It’s the end of the week and it’s been a while since I’ve posted on my childhood growing up as an expat kid in the Middle East and in the last few days, a few different things have come up that have made me look back at how I grew up. (For any new readers that aren’t caught up on my expat story, you can read more about that here.)
My childhood wasn’t one that I think most people would call “average,” though to me, that’s exactly how it felt. We had a wonderful house with maroon carpet, albeit with Date Palms in the front yard and our yard covered in rocks, no grass in sight, albeit we lived steps from the Persian Gulf and made frequent trips into Rahima (a nearby Saudi town) to indulge in Schwarmas, Orangina and Arab sweet bread straight from the outdoor ovens. But for me, this was normal, it was life, it was what held steady for me for 12 years.
While I was an expat for almost half my life, I never really considered myself as such. Yes, we used the terms “Expats” and “repat” in daily life in Saudi, but my parents always seemed to embrace our life there as just that, not a stop on the way to somewhere else, it was home and I give them a lot of credit for that because I can only imagine how hard it must have been for them, especially in the beginning, in a very foreign place.

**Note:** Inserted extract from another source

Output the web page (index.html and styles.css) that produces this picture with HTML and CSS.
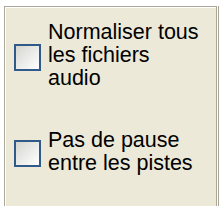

It caught my attention as I started thinking about this the other day and how much an “expat kid” is so different than being an expat as an adult. My whole life was in Saudi, my friends, my school, we spent our weekends snorkeling in the Persian Gulf and traveling around the world on holidays. I thought that was normal, I embraced it as just life, not a foreign place that we ultimately didn’t truly belong, but just home, plain and simple. Wouldn’t it be nice if we could embrace other cultures like children do? If we could be expats as adults with that same frame of mind, embracing another country as just home, plain and simple, with no preconceived notions of what home should be?
In short, I never felt like an Expat and if anything, it was my first years back in the States as a teenager where I felt more like a fish out of water, trying to fit in with peers that had no idea of the kind of life I had lived. If I ever felt like an expat, it was feeling like no one quite understood me in the States, like the rest of the world was living on without me, like I didn’t belong in that 6th grade class in little Medford, Oregon when the world was out there waiting for me.
My parents always talk about how Saudi was sort of a “Mayberry” if you will, we were safe on our compound and never had any problems traveling through Saudi cities, my mom could stay home with my brother and I, we spent weekends at the beach and we had good schools. We got to see the world and we experienced another culture that many Westerners never do. And though not without sacrifices, I know Saudi Arabia was a place that will forever be thought of with lovely thoughts in my family, a place that changed all of our lives in the best way possible.
For me now, I’ll forever be excited whenever I can find Orangina here in the States in the little glass bottle we used to consume regularly in Saudi (believe me, it’s not easy to find!) and I’m delighted whenever I find a Middle Eastern restaurant that tastes similar to those schwarmas we used to get, the meat cut off the spit on the side of the street. My expat childhood has created in me this life that I think was always meant for me, it’s what has made me into who I am and as I was born into a “not-average” life in a Saudi hospital, I have grown into an adult craving a “not-average” life, bound to travel the world and smile every time I see Orangina in those little glass bottles.